Drinking Ourselves to Death

August 9, England
by: Jenny Hudson, Birmingham Post

Deaths from alcohol abuse have tripled in the West Midlands, a major study published today has discovered. The "astonishing" increase in alcoholic liver disease makes it the fastest growing killer, the author of the research has warned. Dr Neil Fisher, a consultant physician and gastroenterologist at Russells Hall Hospital in Dudley, decided to carry out the study after seeing so many young men with families dying from the disease.

The research also dispels the myth that excessive drinking is largely a problem among the white population. Deaths rates among Asian men were four times higher than average, the study found, with 80 per cent of this group being of Sikh origin.

Dr Fisher said: "Drinking has become a bit of a macho thing among Sikhs and to a lesser extent among Hindus, although we didn't find many Muslims drinking." He added: "A threefold increase in deaths over seven years is really quite astonishing - I can't think of any other diseases which have increased at that rate."

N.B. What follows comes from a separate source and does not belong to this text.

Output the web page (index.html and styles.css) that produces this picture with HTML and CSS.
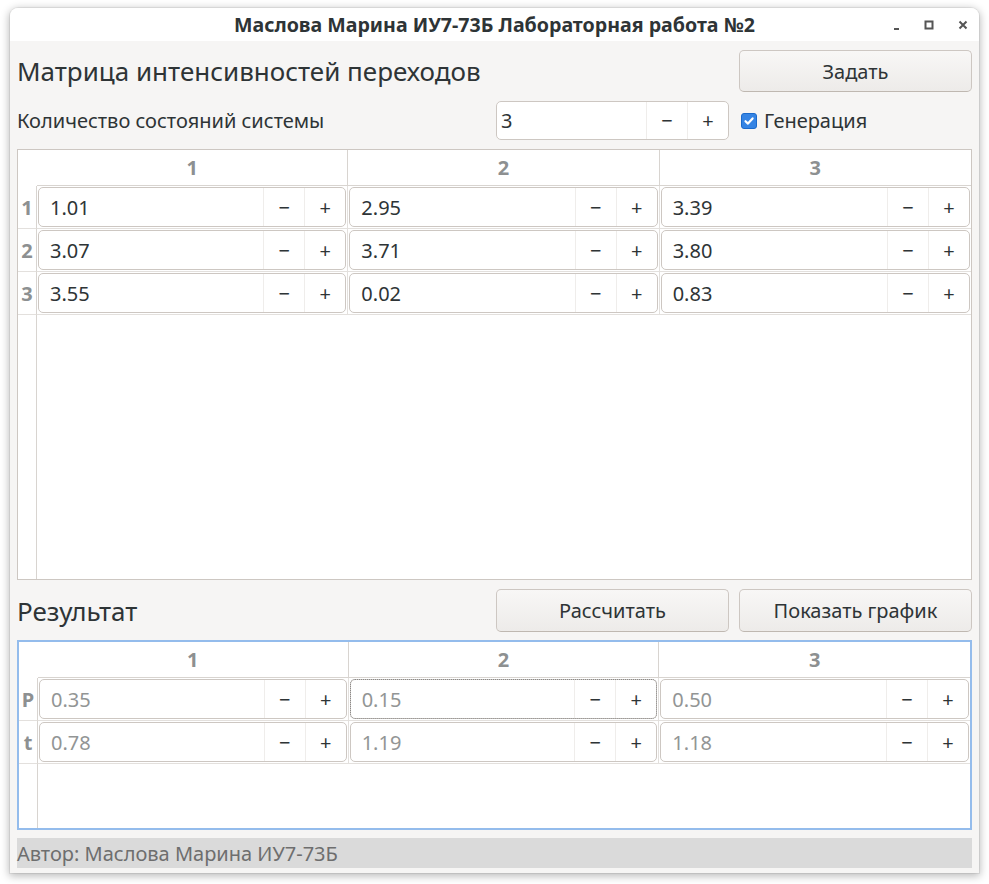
FILE: index.html
```html
<!DOCTYPE html>
<html lang="ru">
<head>
<meta charset="utf-8">
<title>Лабораторная работа №2</title>
<link rel="stylesheet" href="styles.css">
</head>
<body>
<div class="window">
  <div class="titlebar">
    <div class="title">Маслова Марина ИУ7-73Б Лабораторная работа №2</div>
    <div class="controls">
      <svg class="ctl min" width="16" height="16" viewBox="0 0 16 16"><rect x="5" y="11" width="5" height="2" fill="#555"/></svg>
      <svg class="ctl max" width="16" height="16" viewBox="0 0 16 16"><rect x="4.5" y="4.5" width="7" height="7" fill="none" stroke="#555" stroke-width="2"/></svg>
      <svg class="ctl close" width="16" height="16" viewBox="0 0 16 16"><path d="M4.5 4.5 L11.5 11.5 M11.5 4.5 L4.5 11.5" stroke="#555" stroke-width="2"/></svg>
    </div>
  </div>
  <div class="content">
    <div class="row row-top">
      <h1 class="heading span2">Матрица интенсивностей переходов</h1>
      <button class="btn">Задать</button>
    </div>
    <div class="row row-count">
      <div class="label">Количество состояний системы</div>
      <div class="spin"><span class="val">3</span><span class="sbtn">−</span><span class="sbtn">+</span></div>
      <label class="check"><span class="box"><svg width="12" height="12" viewBox="0 0 12 12"><path d="M2.5 6.2 L5 8.6 L9.6 3.4" fill="none" stroke="#fff" stroke-width="2.2" stroke-linecap="round" stroke-linejoin="round"/></svg></span>Генерация</label>
    </div>

    <div class="table t1">
      <div class="corner"></div>
      <div class="colhead">1</div>
      <div class="colhead">2</div>
      <div class="colhead last">3</div>

      <div class="rowhead">1</div>
      <div class="cell"><div class="spin"><span class="val">1.01</span><span class="sbtn">−</span><span class="sbtn">+</span></div></div>
      <div class="cell"><div class="spin"><span class="val">2.95</span><span class="sbtn">−</span><span class="sbtn">+</span></div></div>
      <div class="cell last"><div class="spin"><span class="val">3.39</span><span class="sbtn">−</span><span class="sbtn">+</span></div></div>

      <div class="rowhead">2</div>
      <div class="cell"><div class="spin"><span class="val">3.07</span><span class="sbtn">−</span><span class="sbtn">+</span></div></div>
      <div class="cell"><div class="spin"><span class="val">3.71</span><span class="sbtn">−</span><span class="sbtn">+</span></div></div>
      <div class="cell last"><div class="spin"><span class="val">3.80</span><span class="sbtn">−</span><span class="sbtn">+</span></div></div>

      <div class="rowhead">3</div>
      <div class="cell"><div class="spin"><span class="val">3.55</span><span class="sbtn">−</span><span class="sbtn">+</span></div></div>
      <div class="cell"><div class="spin"><span class="val">0.02</span><span class="sbtn">−</span><span class="sbtn">+</span></div></div>
      <div class="cell last"><div class="spin"><span class="val">0.83</span><span class="sbtn">−</span><span class="sbtn">+</span></div></div>

      <div class="rowfill"></div>
      <div class="fill"></div>
    </div>

    <div class="row row-result">
      <h2 class="heading">Результат</h2>
      <button class="btn">Рассчитать</button>
      <button class="btn">Показать график</button>
    </div>

    <div class="table t2">
      <div class="corner"></div>
      <div class="colhead">1</div>
      <div class="colhead">2</div>
      <div class="colhead last">3</div>

      <div class="rowhead">P</div>
      <div class="cell"><div class="spin dim"><span class="val">0.35</span><span class="sbtn">−</span><span class="sbtn">+</span></div></div>
      <div class="cell"><div class="spin dim focus"><span class="val">0.15</span><span class="sbtn">−</span><span class="sbtn">+</span></div></div>
      <div class="cell last"><div class="spin dim"><span class="val">0.50</span><span class="sbtn">−</span><span class="sbtn">+</span></div></div>

      <div class="rowhead">t</div>
      <div class="cell"><div class="spin dim"><span class="val">0.78</span><span class="sbtn">−</span><span class="sbtn">+</span></div></div>
      <div class="cell"><div class="spin dim"><span class="val">1.19</span><span class="sbtn">−</span><span class="sbtn">+</span></div></div>
      <div class="cell last"><div class="spin dim"><span class="val">1.18</span><span class="sbtn">−</span><span class="sbtn">+</span></div></div>

      <div class="rowfill"></div>
      <div class="fill"></div>
    </div>

    <div class="status">Автор: Маслова Марина ИУ7-73Б</div>
  </div>
</div>
</body>
</html>
```
FILE: styles.css
```css
* { box-sizing: border-box; }
html, body { margin: 0; padding: 0; }
body {
  background: #ffffff;
  font-family: "Noto Sans", "Open Sans", sans-serif;
  color: #2e3436;
  width: 989px;
  height: 884px;
  overflow: hidden;
}
.window {
  margin: 8px 0 0 10px;
  width: 969px;
  height: 865px;
  background: #f6f5f4;
  border-radius: 8px 8px 0 0;
  box-shadow: 0 2px 9px 1px rgba(0,0,0,0.28), 0 0 0 1px rgba(0,0,0,0.06);
  display: flex;
  flex-direction: column;
  overflow: hidden;
}
.titlebar {
  height: 33px;
  flex: none;
  background: #ffffff;
  position: relative;
  display: flex;
  align-items: center;
  justify-content: center;
}
.title {
  font-weight: bold;
  font-size: 19.6px;
  color: #2e3436;
}
.controls {
  position: absolute;
  right: 8px;
  top: 9px;
  display: flex;
}
.ctl { display: block; }
.ctl.max { margin-left: 16px; }
.ctl.close { margin-left: 18px; }
.content {
  flex: 1;
  display: flex;
  flex-direction: column;
  padding: 9px 7px 5px 7px;
}
.row {
  display: grid;
  grid-template-columns: 1fr 233px 233px;
  column-gap: 10px;
  align-items: center;
}
.row-top { height: 42px; }
.row-count { height: 39px; margin-top: 9px; }
.row-result { height: 43px; margin-top: 9px; }
.span2 { grid-column: span 2; }
.heading {
  margin: 0;
  font-size: 26px;
  font-weight: normal;
  color: #2e3436;
  align-self: center;
  white-space: nowrap;
}
.btn {
  height: 100%;
  font-family: inherit;
  font-size: 20px;
  color: #2e3436;
  background: linear-gradient(#f8f7f6, #edebe9);
  border: 1px solid #cdc7c2;
  border-bottom-color: #bfb8b1;
  border-radius: 5px;
  padding: 0;
}
.label { font-size: 20px; white-space: nowrap; }
.spin {
  display: flex;
  height: 100%;
  background: #ffffff;
  border: 1px solid #cdc7c2;
  border-radius: 5px;
  font-size: 20px;
  color: #2e3436;
}
.spin .val {
  flex: 1;
  display: flex;
  align-items: center;
  padding-left: 11px;
}
.row-count .spin .val { padding-left: 4px; }
.spin .sbtn {
  width: 41px;
  flex: none;
  display: flex;
  align-items: center;
  justify-content: center;
  border-left: 1px solid #efedeb;
  color: #2e3436;
}
.spin.dim .val { color: #929595; }
.spin.focus { outline: 1px dotted #8a8a8a; outline-offset: -1px; }
.check {
  display: flex;
  align-items: center;
  font-size: 20px;
  padding-left: 2px;
  white-space: nowrap;
}
.check .box {
  width: 16px;
  height: 16px;
  border-radius: 3px;
  background: #3584e4;
  border: 1px solid #1b6acb;
  display: flex;
  align-items: center;
  justify-content: center;
  margin-right: 7px;
}
.check .box svg { display: block; }
.table {
  margin-top: 9px;
  background: #ffffff;
  border: 1px solid #cdc7c2;
  display: grid;
  grid-template-columns: 19px 1fr 1fr 1fr;
}
.t1 { height: 431px; grid-template-rows: 36px 43px 43px 43px 1fr; }
.t2 {
  height: 190px;
  margin-top: 8px;
  border: 2px solid #94bcec;
  grid-template-columns: 19px 1fr 1fr 1fr;
  grid-template-rows: 36px 43px 43px 1fr;
}
.colhead {
  border-right: 1px solid #d8d4d0;
  border-bottom: 1px solid #d8d4d0;
  display: flex;
  align-items: center;
  justify-content: center;
  font-weight: bold;
  font-size: 20px;
  color: #8d9091;
}
.colhead.last, .cell.last { border-right: 0; }
.rowhead {
  border-right: 1px solid #d8d4d0;
  border-bottom: 1px solid #e3e0dd;
  display: flex;
  align-items: center;
  justify-content: center;
  font-weight: bold;
  font-size: 20px;
  color: #8d9091;
}
.cell {
  border-right: 1px solid #e3e0dd;
  border-bottom: 1px solid #e3e0dd;
  padding: 1px;
}
.rowfill { border-right: 1px solid #d8d4d0; }
.fill { grid-column: span 3; }
.status {
  margin-top: 8px;
  height: 30px;
  background: #dadada;
  color: #6e6e6e;
  font-size: 20px;
  display: flex;
  align-items: center;
  white-space: nowrap;
}
```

The study, published in today's British Medical Journal , is based on West Midland figures from 1993 to 2000. It found deaths from alcoholic liver disease rose from 2.8 per 100,000 to 8 per 100,000.

Women made up about a third of the deaths from drinking. Earlier this year, the Department of Health issued a warning about "ladette" culture which has caused growing numbers of young women to drink excessively. The rate of alcohol-related deaths has grown across the board - among men, women, whites and ethnic minorities.

Dr Fisher said the mortality rates may be higher among Asian men because they are genetically more predisposed to liver disease and may drink more spirits which are more damaging than wine and beer. Overall, deaths from primary liver disease increased from 6 per 100,000 to 12.7 per 100,000 - with the rise entirely the result of alcohol abuse.

He says more money should be used to tackle alcohol abuse - rather than being spent on laboratory research.
"We are talking about a lot of people dying from a self-inflicted disease," said Dr Fisher. "It is entirely preventable and is a very big public health issue.

"Patients with liver disease are more time and resource consuming than any of my other patients. "By the time they get to us, their lives have already been ruined by five or ten years of hard drinking.

"My own philosophy is that there is too much funding given to laboratory based research, rather than public health awareness."